7. Net Income Per Unit Attributable to Limited Partners and Adoption of EITF Issue 07-04
     The Partnership adopted EITF Issue 07-04: Application of the Two-Class Method under FASB Statement No. 128 to Master Limited Partnerships effective January 1, 2009. This EITF provides guidance related to the calculation of earnings per unit for master limited partnerships that have Incentive Distribution Rights (IDRs) as part of their equity structure. Under the Partnership Agreement, IDRs are a separate interest from that of the General Partner and therefore are a participating security. However, IDRs participate in income only to the extent of cash distributions and such distributions as required in the Partnership Agreement are considered priority distributions. Therefore distributions on the IDRs from income for the current period are subtracted from net income prior to the determination of net income allocable to limited and general partnership interests. Net income per limited partnership unit is determined based on cash distributions to those interests from income of the period increased for their share of any undistributed earnings or reduced for their share of distributions in excess of earnings for the period. As provided for in our Partnership Agreement, IDRs do not have an interest in undistributed earnings and do not share in losses of the Partnership. As required by the EITF, all prior periods have been restated to conform to the new guidance including presentation of the equity interests of IDRs as a separate component of equity. In prior periods, the IDRs owned by the General Partner were included in the equity interest of the General Partner. As the IDRs of the Partnership are not denominated in terms of shares or units, earnings for those interests on a per unit or share basis are not presented separately in the accompanying financial statements. Basic and diluted net income per unit attributable to limited partners are the same since the Partnership has no potentially dilutive securities outstanding.
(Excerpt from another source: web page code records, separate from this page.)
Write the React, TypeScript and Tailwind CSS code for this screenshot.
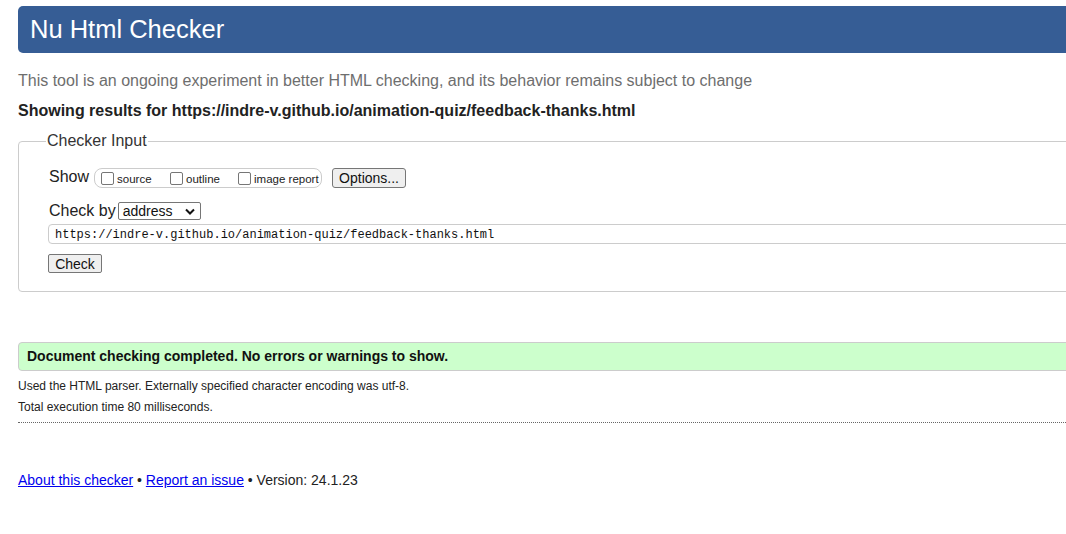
import React from "react";

/** Small square checkbox as drawn by the browser (unchecked). */
function Box({ label }: { label: string }) {
  return (
    <span className="flex items-center">
      <span className="w-[13px] h-[13px] border border-[#767676] rounded-[2px] bg-white" />
      <span className="ml-[3px] text-[11.5px] leading-[13px] text-[#222] mt-[3px]">{label}</span>
    </span>
  );
}

/**
 * App - static copy of the Nu Html Checker result page.
 */
export default function App() {
  return (
    <div
      className="w-[1066px] h-[534px] overflow-hidden bg-white text-[#222]"
      style={{ fontFamily: '"Liberation Sans", Arial, sans-serif' }}
    >
      <div className="ml-[18px] w-[1120px]">
        {/* ---- Header ---- */}
        <div className="mt-[6px] h-[47px] bg-[#365d95] rounded-l-[5px] flex items-center pl-[12px]">
          <h1 className="text-[25.5px] leading-[30px] text-white -mt-[2px]">Nu Html Checker</h1>
        </div>

        {/* ---- Intro ---- */}
        <p className="mt-[19px] text-[16px] leading-[18px] text-[#6e6e6e]">
          This tool is an ongoing experiment in better HTML checking, and its behavior remains subject to change
        </p>
        <p className="mt-[12px] text-[16px] leading-[18px] font-bold text-[#222]">
          Showing results for https://indre-v.github.io/animation-quiz/feedback-thanks.html
        </p>

        {/* ---- Checker input ---- */}
        <fieldset className="mt-[12px] border border-[#cccccc] rounded-l-[4px] pl-[30px] pb-[15px]">
          <legend className="-ml-[3px] px-[1px] text-[16px] leading-[18px] text-[#333]">Checker Input</legend>

          <div className="mt-[18px] h-[20px] flex items-center">
            <span className="text-[16px] leading-[18px] text-[#222] -mt-[2px]">Show</span>
            <div className="ml-[5px] w-[228px] h-[20px] border border-[#cccccc] rounded-[8px] flex items-center pl-[6px]">
              <span className="w-[69px]">
                <Box label="source" />
              </span>
              <span className="w-[68px]">
                <Box label="outline" />
              </span>
              <Box label="image report" />
            </div>
            <button className="ml-[10px] w-[74px] h-[20px] border border-[#767676] rounded-[3px] bg-[#efefef] text-[14px] leading-[16px] text-[#111]">
              Options...
            </button>
          </div>

          <div className="mt-[14px] h-[18px] flex items-center">
            <span className="text-[16px] leading-[18px] text-[#222] -mt-[1px]">Check by</span>
            <div className="ml-[2px] w-[83px] h-[18px] border border-[#767676] rounded-[2px] flex items-center justify-between pl-[4px] pr-[5px]">
              <span className="text-[14px] leading-[16px] text-[#111]">address</span>
              <svg width="10" height="7" viewBox="0 0 10 7">
                <path d="M1 1.5 L5 5.5 L9 1.5" fill="none" stroke="#111" strokeWidth="2" />
              </svg>
            </div>
          </div>

          <div
            className="mt-[4px] -ml-[1px] h-[20px] border border-[#cccccc] rounded-l-[4px] flex items-center pl-[6px] pt-[2px] text-[12px] leading-[14px] text-[#111]"
            style={{ fontFamily: '"Liberation Mono", "DejaVu Sans Mono", monospace' }}
          >
            https://indre-v.github.io/animation-quiz/feedback-thanks.html
          </div>

          <button className="mt-[10px] -ml-[1px] w-[54px] h-[19px] border border-[#767676] rounded-[2px] bg-[#efefef] text-[14px] leading-[16px] text-[#111]">
            Check
          </button>
        </fieldset>

        {/* ---- Result ---- */}
        <div className="mt-[50px] h-[29px] bg-[#ccffcc] border border-[#cccccc] rounded-l-[4px] flex items-center pl-[8px]">
          <span className="text-[14px] leading-[16px] font-bold text-[#111]">
            Document checking completed. No errors or warnings to show.
          </span>
        </div>
        <p className="mt-[8px] text-[12px] leading-[15px] text-[#222]">
          Used the HTML parser. Externally specified character encoding was utf-8.
        </p>
        <p className="mt-[6px] text-[12px] leading-[15px] text-[#222]">Total execution time 80 milliseconds.</p>
        <div className="mt-[7px] border-t border-dotted border-[#666]" />

        {/* ---- Footer ---- */}
        <p className="mt-[49px] text-[14px] leading-[17px] text-[#222]">
          <a href="#" className="text-[#0000ee] underline">About this checker</a>
          {" • "}
          <a href="#" className="text-[#0000ee] underline">Report an issue</a>
          {" • Version: 24.1.23"}
        </p>
      </div>
    </div>
  );
}
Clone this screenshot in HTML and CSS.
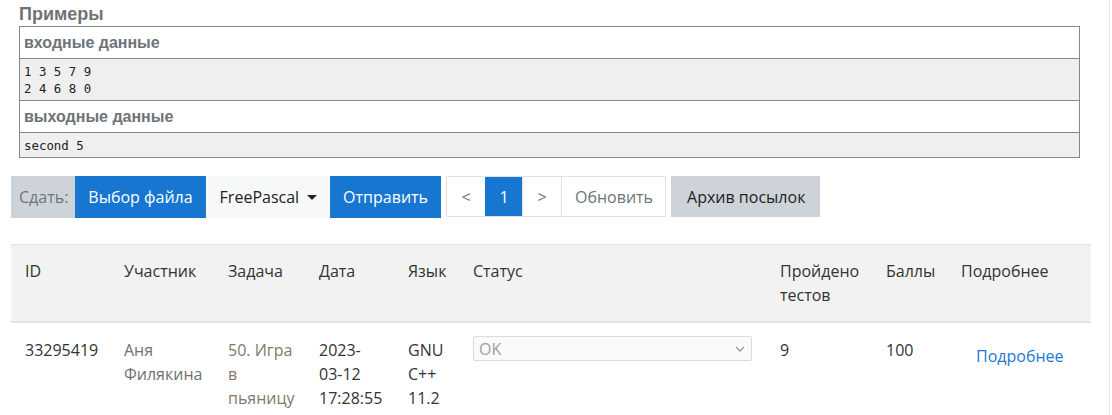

8. Related Party Transactions
Reimbursements to Affiliates of its General Partner
     The Partnership’s general partner does not receive any management fee or other compensation for its management of Natural Resource Partners L.P. However, in accordance with the partnership agreement, its general partner and its affiliates are reimbursed for expenses incurred on the Partnership’s behalf. All direct general and administrative expenses are charged to the Partnership as incurred. The Partnership also reimburses indirect general and administrative costs, including certain legal, accounting, treasury, information technology, insurance, administration of employee benefits and other corporate services incurred by its general partner and its affiliates. Reimbursements to affiliates of the Partnership’s general partner reduce the cash available for distribution to unitholders.
     The reimbursements to affiliates of the Partnership’s general partner for services performed by Western Pocahontas Properties and Quintana Minerals Corporation totaled $1.7 million and $1.3 million for each of the three month periods ended March 31, 2009 and 2008, respectively.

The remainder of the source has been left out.